How many lines in the listing below include the word "components"? Reply with the count alone.

#### Source material

______

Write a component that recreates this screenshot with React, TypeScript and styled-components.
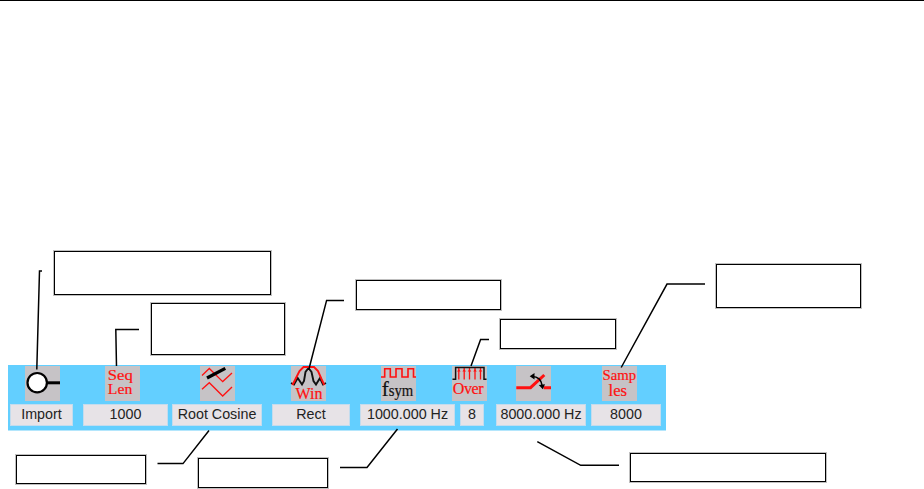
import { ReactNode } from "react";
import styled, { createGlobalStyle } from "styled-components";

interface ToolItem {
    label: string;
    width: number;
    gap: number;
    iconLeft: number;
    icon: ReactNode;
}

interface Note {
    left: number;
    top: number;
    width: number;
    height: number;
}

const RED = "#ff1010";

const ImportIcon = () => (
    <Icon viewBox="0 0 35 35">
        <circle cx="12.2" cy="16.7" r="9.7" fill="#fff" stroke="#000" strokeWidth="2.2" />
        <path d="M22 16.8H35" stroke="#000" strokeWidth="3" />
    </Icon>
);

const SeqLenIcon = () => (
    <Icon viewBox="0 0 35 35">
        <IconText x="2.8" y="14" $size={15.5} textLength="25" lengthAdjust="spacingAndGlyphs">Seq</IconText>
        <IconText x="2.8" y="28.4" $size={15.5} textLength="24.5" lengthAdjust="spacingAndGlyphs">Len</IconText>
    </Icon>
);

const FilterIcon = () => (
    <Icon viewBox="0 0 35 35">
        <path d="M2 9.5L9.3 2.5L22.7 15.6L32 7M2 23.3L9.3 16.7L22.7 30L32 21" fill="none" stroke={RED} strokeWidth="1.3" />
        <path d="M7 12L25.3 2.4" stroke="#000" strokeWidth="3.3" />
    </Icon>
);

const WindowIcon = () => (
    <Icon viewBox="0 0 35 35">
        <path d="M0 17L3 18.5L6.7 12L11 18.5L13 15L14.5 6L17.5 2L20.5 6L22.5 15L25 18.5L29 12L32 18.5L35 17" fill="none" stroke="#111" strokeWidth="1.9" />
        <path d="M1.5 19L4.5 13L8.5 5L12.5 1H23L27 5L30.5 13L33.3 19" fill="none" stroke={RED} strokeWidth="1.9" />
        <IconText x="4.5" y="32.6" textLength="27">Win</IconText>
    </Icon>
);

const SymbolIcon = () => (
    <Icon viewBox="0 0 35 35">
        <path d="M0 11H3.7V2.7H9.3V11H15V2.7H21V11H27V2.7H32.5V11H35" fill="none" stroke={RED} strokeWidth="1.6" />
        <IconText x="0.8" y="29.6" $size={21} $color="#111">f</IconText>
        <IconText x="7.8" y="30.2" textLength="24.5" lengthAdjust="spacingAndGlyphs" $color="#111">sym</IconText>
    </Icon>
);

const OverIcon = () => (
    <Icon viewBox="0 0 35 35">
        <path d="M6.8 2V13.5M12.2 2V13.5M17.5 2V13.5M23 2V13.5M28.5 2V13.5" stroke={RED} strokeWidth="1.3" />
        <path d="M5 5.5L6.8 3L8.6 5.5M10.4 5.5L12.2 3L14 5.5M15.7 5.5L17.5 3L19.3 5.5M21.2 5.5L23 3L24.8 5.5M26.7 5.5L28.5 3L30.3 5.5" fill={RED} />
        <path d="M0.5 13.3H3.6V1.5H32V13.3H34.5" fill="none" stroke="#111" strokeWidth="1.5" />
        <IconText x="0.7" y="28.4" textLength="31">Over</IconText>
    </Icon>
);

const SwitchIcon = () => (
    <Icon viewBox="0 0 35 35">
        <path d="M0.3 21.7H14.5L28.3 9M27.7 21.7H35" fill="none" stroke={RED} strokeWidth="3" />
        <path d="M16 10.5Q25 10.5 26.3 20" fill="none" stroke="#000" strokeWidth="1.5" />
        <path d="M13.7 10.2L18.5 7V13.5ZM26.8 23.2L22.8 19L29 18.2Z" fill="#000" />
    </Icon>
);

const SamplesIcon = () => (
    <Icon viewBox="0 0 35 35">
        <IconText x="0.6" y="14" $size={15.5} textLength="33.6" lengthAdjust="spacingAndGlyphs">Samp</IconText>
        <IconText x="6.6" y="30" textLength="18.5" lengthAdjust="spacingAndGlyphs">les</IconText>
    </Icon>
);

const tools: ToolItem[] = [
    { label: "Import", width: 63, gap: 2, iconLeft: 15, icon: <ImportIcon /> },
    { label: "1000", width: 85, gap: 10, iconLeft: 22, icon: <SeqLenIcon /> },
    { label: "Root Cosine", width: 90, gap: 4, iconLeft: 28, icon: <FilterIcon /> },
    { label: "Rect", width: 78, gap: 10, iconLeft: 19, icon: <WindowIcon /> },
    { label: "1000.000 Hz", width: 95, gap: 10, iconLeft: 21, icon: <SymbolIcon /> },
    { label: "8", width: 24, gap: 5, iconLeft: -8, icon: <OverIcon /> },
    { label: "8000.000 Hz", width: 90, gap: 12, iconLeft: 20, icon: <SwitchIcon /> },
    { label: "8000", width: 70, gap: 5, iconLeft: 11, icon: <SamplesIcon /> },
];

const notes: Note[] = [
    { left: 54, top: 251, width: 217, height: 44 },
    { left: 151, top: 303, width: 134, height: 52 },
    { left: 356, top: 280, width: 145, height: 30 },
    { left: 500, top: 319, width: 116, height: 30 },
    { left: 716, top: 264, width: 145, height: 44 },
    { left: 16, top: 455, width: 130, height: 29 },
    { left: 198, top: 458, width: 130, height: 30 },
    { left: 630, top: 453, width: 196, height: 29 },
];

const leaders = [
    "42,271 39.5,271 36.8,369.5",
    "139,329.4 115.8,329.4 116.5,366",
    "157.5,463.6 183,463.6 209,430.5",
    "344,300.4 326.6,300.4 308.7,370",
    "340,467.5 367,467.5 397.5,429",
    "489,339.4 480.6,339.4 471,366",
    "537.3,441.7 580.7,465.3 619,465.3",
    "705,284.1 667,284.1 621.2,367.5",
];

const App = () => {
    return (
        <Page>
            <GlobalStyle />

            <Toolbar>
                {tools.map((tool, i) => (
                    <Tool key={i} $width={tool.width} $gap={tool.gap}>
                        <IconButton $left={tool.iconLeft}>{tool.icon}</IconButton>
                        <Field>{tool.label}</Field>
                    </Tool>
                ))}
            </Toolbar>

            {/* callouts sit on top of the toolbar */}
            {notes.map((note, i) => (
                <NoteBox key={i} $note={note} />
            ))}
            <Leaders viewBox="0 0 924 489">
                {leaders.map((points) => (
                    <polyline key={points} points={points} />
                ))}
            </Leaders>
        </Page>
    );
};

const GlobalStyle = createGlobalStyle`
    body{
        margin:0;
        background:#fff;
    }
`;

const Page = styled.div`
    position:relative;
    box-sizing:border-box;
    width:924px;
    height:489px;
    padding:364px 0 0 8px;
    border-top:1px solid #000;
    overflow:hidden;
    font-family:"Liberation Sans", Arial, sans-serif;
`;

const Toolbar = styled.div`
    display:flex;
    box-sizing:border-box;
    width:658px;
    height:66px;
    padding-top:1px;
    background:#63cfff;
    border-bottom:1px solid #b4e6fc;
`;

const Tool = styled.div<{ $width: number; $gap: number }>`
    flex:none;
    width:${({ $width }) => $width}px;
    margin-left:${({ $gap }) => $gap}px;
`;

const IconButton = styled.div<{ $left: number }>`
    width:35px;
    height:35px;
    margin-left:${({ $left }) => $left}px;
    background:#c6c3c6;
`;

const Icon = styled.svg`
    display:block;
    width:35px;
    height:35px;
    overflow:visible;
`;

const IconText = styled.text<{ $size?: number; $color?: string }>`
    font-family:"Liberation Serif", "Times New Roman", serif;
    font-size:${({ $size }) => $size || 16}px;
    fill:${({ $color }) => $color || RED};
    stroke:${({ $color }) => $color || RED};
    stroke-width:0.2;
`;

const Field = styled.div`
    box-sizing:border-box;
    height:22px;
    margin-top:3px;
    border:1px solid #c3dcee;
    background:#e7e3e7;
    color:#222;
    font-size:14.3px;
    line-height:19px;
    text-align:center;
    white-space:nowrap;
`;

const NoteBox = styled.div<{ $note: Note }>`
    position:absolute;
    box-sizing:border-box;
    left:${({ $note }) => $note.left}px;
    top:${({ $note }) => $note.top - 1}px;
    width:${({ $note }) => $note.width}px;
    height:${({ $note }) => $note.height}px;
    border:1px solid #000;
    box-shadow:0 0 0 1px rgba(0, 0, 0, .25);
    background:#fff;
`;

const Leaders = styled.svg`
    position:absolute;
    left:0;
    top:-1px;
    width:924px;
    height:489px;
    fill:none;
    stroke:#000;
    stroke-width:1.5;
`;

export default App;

______

#### Exercise solution
2